A CEO do Ipec, Márcia Cavallari, disse ao jornal O Globo que o patamar de avaliações positivas de Lula pode ser considerado satisfatório, sobretudo quando se observa o percentual dos que consideram a atual gestão regular. Dentre os 30% que têm essa percepção, metade diz aprovar a maneira como Lula governa, enquanto 37% não concordam com os métodos do petista.

“A pesquisa mostra que a polarização política continua. Considerando esse cenário, que é distinto do que o Lula encontrou nos outros mandatos, ele começa num bom patamar”, disse Márcio. “Os segmentos que aprovam o governo são os mesmos nos quais Lula tinha uma intenção de voto maior: as pessoas que estudaram só até o ensino fundamental, os moradores do Nordeste, aqueles com renda de até um salário mínimo por mês e os católicos”, acrescentou.

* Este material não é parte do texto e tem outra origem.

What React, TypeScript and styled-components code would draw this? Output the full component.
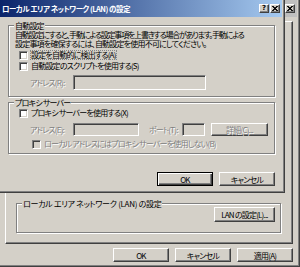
import React from "react";
import styled, { createGlobalStyle, css } from "styled-components";

const FACE = "#d4d0c8";

const GlobalStyle = createGlobalStyle`
  html, body { margin: 0; padding: 0; }
  body {
    background: ${FACE};
    font-family: "Noto Sans CJK JP", "Noto Sans", sans-serif;
    font-size: 8px;
    letter-spacing: -0.8px;
    font-feature-settings: "palt";
    color: #000;
  }
`;

const Desktop = styled.div`
  position: relative;
  width: 300px;
  height: 267px;
  overflow: hidden;
  background: ${FACE};
`;

const Window = styled.div<{ $left: number; $top: number; $width: number; $height: number }>`
  position: absolute;
  left: ${(p) => p.$left}px;
  top: ${(p) => p.$top}px;
  width: ${(p) => p.$width}px;
  height: ${(p) => p.$height}px;
  box-sizing: border-box;
  display: flex;
  flex-direction: column;
  background: ${FACE};
  border: 1px solid;
  border-color: ${FACE} #404040 #404040 ${FACE};
  box-shadow: inset 1px 1px #fff, inset -1px -1px #808080;
  padding: 2px;
`;

const TitleBar = styled.div<{ $active?: boolean }>`
  height: 17px;
  flex: none;
  display: flex;
  align-items: center;
  padding: 0 2px 0 3px;
  background: ${(p) =>
    p.$active
      ? "linear-gradient(to right, #0a246a, #a6caf0)"
      : "linear-gradient(to right, #808080, #c0c0c0)"};
  color: ${(p) => (p.$active ? "#fff" : FACE)};
  font-size: 7.5px;
  letter-spacing: -0.5px;
  font-weight: bold;
  white-space: nowrap;
`;

const TitleText = styled.span`
  flex: 1;
  line-height: 17px;
  overflow: hidden;
`;

const TitleButtons = styled.div`
  display: flex;
  gap: 1px;
`;

const TitleButton = styled.div`
  width: 10px;
  height: 9px;
  box-sizing: border-box;
  background: ${FACE};
  border: 1px solid;
  border-color: #fff #404040 #404040 #fff;
  box-shadow: inset -1px -1px #808080;
  display: flex;
  align-items: center;
  justify-content: center;
  color: #000;
  font-family: "DejaVu Sans", sans-serif;
  font-size: 7px;
  letter-spacing: 0;
  font-weight: bold;
  line-height: 1;
`;

const DialogBody = styled.div`
  flex: 1;
  display: flex;
  flex-direction: column;
  padding: 8px 7px 6px 9px;
`;

const Group = styled.div<{ $height: number; $gap?: number }>`
  position: relative;
  flex: none;
  height: ${(p) => p.$height}px;
  margin-top: ${(p) => p.$gap ?? 0}px;
  box-sizing: border-box;
  border: 1px solid #808080;
  box-shadow: inset 1px 1px #fff, 1px 1px #fff;
  display: flex;
  flex-direction: column;
`;

const Legend = styled.span<{ $spacing?: number }>`
  position: absolute;
  left: 5px;
  top: -5px;
  padding: 0 1px;
  background: ${FACE};
  line-height: 9px;
  white-space: nowrap;
  ${(p) => p.$spacing !== undefined && `letter-spacing: ${p.$spacing}px;`}
`;

const Description = styled.div`
  padding: 4px 0 0 6px;
  white-space: nowrap;
`;

const DescLine = styled.div<{ $tight?: boolean }>`
  line-height: 9px;
  height: 9px;
  letter-spacing: ${(p) => (p.$tight ? -1.2 : -0.8)}px;
`;

const Row = styled.div<{ $top: number; $indent: number; $height?: number }>`
  display: flex;
  align-items: center;
  height: ${(p) => p.$height ?? 10}px;
  margin-top: ${(p) => p.$top}px;
  padding-left: ${(p) => p.$indent}px;
  white-space: nowrap;
`;

const Box = styled.span<{ $disabled?: boolean }>`
  flex: none;
  width: 9px;
  height: 9px;
  box-sizing: border-box;
  background: ${(p) => (p.$disabled ? FACE : "#fff")};
  border: 1px solid;
  border-color: #808080 #fff #fff #808080;
  box-shadow: inset 1px 1px #404040, inset -1px -1px ${FACE};
`;

const disabledText = css`
  color: #808080;
  text-shadow: 1px 1px #fff;
`;

const Label = styled.span<{ $disabled?: boolean; $focus?: boolean }>`
  margin-left: 2px;
  padding: 0 1px;
  line-height: 10px;
  ${(p) => p.$disabled && disabledText}
  ${(p) => p.$focus && "outline: 1px dotted #888; outline-offset: -1px;"}
`;

const FieldLabel = styled.span<{ $width: number; $gap?: number }>`
  width: ${(p) => p.$width}px;
  margin-left: ${(p) => p.$gap ?? 0}px;
  flex: none;
  ${disabledText}
`;

const TextBox = styled.span<{ $width: number; $height: number }>`
  flex: none;
  width: ${(p) => p.$width}px;
  height: ${(p) => p.$height}px;
  box-sizing: border-box;
  background: ${FACE};
  border: 1px solid;
  border-color: #808080 #fff #fff #808080;
  box-shadow: inset 1px 1px #404040, inset -1px -1px ${FACE};
`;

const Button = styled.div<{ $width: number; $height: number; $default?: boolean; $disabled?: boolean; $gap?: number }>`
  flex: none;
  width: ${(p) => p.$width}px;
  height: ${(p) => p.$height}px;
  margin-left: ${(p) => p.$gap ?? 0}px;
  box-sizing: border-box;
  display: flex;
  align-items: center;
  justify-content: center;
  background: ${FACE};
  white-space: nowrap;
  ${(p) =>
    p.$default
      ? css`
          border: 1px solid #000;
          box-shadow: inset 1px 1px #fff, inset -1px -1px #404040, inset -2px -2px #808080;
        `
      : css`
          border: 1px solid;
          border-color: #fff #404040 #404040 #fff;
          box-shadow: inset -1px -1px #808080;
        `}
  ${(p) => p.$disabled && disabledText}
`;

const ButtonRow = styled.div<{ $top: number }>`
  display: flex;
  justify-content: flex-end;
  margin-top: ${(p) => p.$top}px;
`;

const ParentBody = styled.div`
  flex: 1;
  display: flex;
  flex-direction: column;
  padding: 4px 4px 2px 5px;
`;

const TabPage = styled.div`
  flex: 1;
  display: flex;
  flex-direction: column;
  justify-content: flex-end;
  padding: 0 11px 10px 10px;
  border: 1px solid;
  border-color: #fff #404040 #404040 #fff;
  box-shadow: inset -1px -1px #808080;
`;

const LanGroupInner = styled.div`
  display: flex;
  justify-content: flex-end;
  padding: 3px 5px 0 0;
`;

const CloseGlyph = () => (
  <svg width="6" height="5" viewBox="0 0 6 5">
    <path d="M0 0L5 5M1 0L6 5M5 0L0 5M6 0L1 5" stroke="#000" strokeWidth="0.9" />
  </svg>
);

export default function App() {
  return (
    <Desktop>
      <GlobalStyle />
      <Window $left={-3} $top={-3} $width={303} $height={270}>
        <TitleBar>
          <TitleText />
          <TitleButtons>
            <TitleButton>
              <CloseGlyph />
            </TitleButton>
          </TitleButtons>
        </TitleBar>
        <ParentBody>
          <TabPage>
            <Group $height={30}>
              <Legend $spacing={-0.3}>ローカル エリア ネットワーク (LAN) の設定</Legend>
              <LanGroupInner>
                <Button $width={61} $height={15}>
                  LAN の設定(L)...
                </Button>
              </LanGroupInner>
            </Group>
          </TabPage>
          <ButtonRow $top={4}>
            <Button $width={56} $height={14}>OK</Button>
            <Button $width={56} $height={14} $gap={6}>キャンセル</Button>
            <Button $width={56} $height={14} $gap={6}>適用(A)</Button>
          </ButtonRow>
        </ParentBody>
      </Window>

      <Window $left={-4} $top={-3} $width={289} $height={196}>
        <TitleBar $active>
          <TitleText>ローカル エリア ネットワーク (LAN) の設定</TitleText>
          <TitleButtons>
            <TitleButton>?</TitleButton>
            <TitleButton>
              <CloseGlyph />
            </TitleButton>
          </TitleButtons>
        </TitleBar>
        <DialogBody>
          <Group $height={72}>
            <Legend>自動設定</Legend>
            <Description>
              <DescLine $tight>
                自動設定にすると、手動による設定事項を上書きする場合があります。手動による
              </DescLine>
              <DescLine>設定事項を確保するには、自動設定を使用不可にしてください。</DescLine>
            </Description>
            <Row $top={2} $indent={10}>
              <Box />
              <Label $focus>設定を自動的に検出する(A)</Label>
            </Row>
            <Row $top={1} $indent={10}>
              <Box />
              <Label>自動設定のスクリプトを使用する(S)</Label>
            </Row>
            <Row $top={4} $indent={21} $height={15}>
              <FieldLabel $width={43}>アドレス(R):</FieldLabel>
              <TextBox $width={133} $height={15} />
            </Row>
          </Group>
          <Group $height={52} $gap={5}>
            <Legend>プロキシ サーバー</Legend>
            <Row $top={5} $indent={10}>
              <Box />
              <Label>プロキシ サーバーを使用する(X)</Label>
            </Row>
            <Row $top={5} $indent={21} $height={13}>
              <FieldLabel $width={43}>アドレス(E):</FieldLabel>
              <TextBox $width={66} $height={13} />
              <FieldLabel $width={33} $gap={10}>ポート(T):</FieldLabel>
              <TextBox $width={23} $height={13} />
              <Button $width={57} $height={13} $gap={6} $disabled>
                詳細(C)...
              </Button>
            </Row>
            <Row $top={3} $indent={23}>
              <Box $disabled />
              <Label $disabled>ローカル アドレスにはプロキシ サーバーを使用しない(B)</Label>
            </Row>
          </Group>
          <ButtonRow $top={18}>
            <Button $width={56} $height={14} $default>OK</Button>
            <Button $width={56} $height={14} $gap={6}>キャンセル</Button>
          </ButtonRow>
        </DialogBody>
      </Window>
    </Desktop>
  );
}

Entre os que declararam ao instituto ter votado em Jair Bolsonaro em outubro de 2022, 36% avaliam agora a gestão do petista como regular, e 54% a reprovam. Já entre os que votaram em Lula, 77% veem o governo como bom ou ótimo, e 22% o classificam como regular.

A maior aprovação a Lula vem do Norte (53%). O Centro-Oeste e o Norte são as regiões em que ele tem pior avaliação: 31% reprovam a atual administração. No Sudeste, 36% consideram positivo o atual governo, ante 26% que o avaliam negativamente.

Ainda de acordo com o Ipec, 57% dos brasileiros aprovam o modo de governar do presidente. Outros 35% não concordam com o jeito como Lula administra o país. Ao deixar a Presidência, Bolsonaro tinha a maneira de governar aprovada por 46%, e 50% discordavam de seus métodos de gestão.